Because employers can require previous experience in these menial jobs and expect a large pool of applicants to have it (because they used to be unskilled or trained semi-skilled trades), and because the skills involved are so narrow, many must realize that they now have a domesticated workforce for menial tasks which are unfulfilling and are done unhappily, but for which there are hordes of unemployed people clamoring, offering pay only barely exceeding minimum wage, if that.  The people in these jobs, by their unhappy circumstance, have no other real options other than hoping they win the job lottery when something they’d rather be doing appears in one of the sometimes hundreds of places a job could be advertised.

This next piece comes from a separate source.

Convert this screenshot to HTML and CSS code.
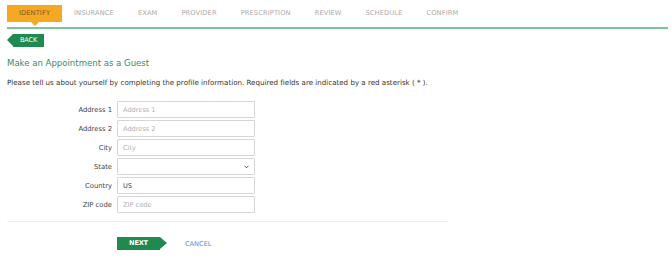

There may be good economic reasons why businesses aren’t willing to train employees, but however good the reason is, it doesn’t change the fact that there are millions of people stuck in careers they neither enjoy nor are fulfilled by, saddled by a work history and skill set they had little choice but to continue upon once the first steps were taken.  By the attitude and self-loathing some segments of the general public seem to share about employment and labor, there doesn’t seem to be much hope that government will step in (or if it does, that it will do anything of any significance to help people, who are able enough, to transfer between careers), and it doesn’t seem that job satisfaction for previous-experience-required “entry level” positions factors into any decisions that most businesses make, so it seems that there is little left to do but weep bitter tears of regret at the life of food-service and retail work that is laid out before you.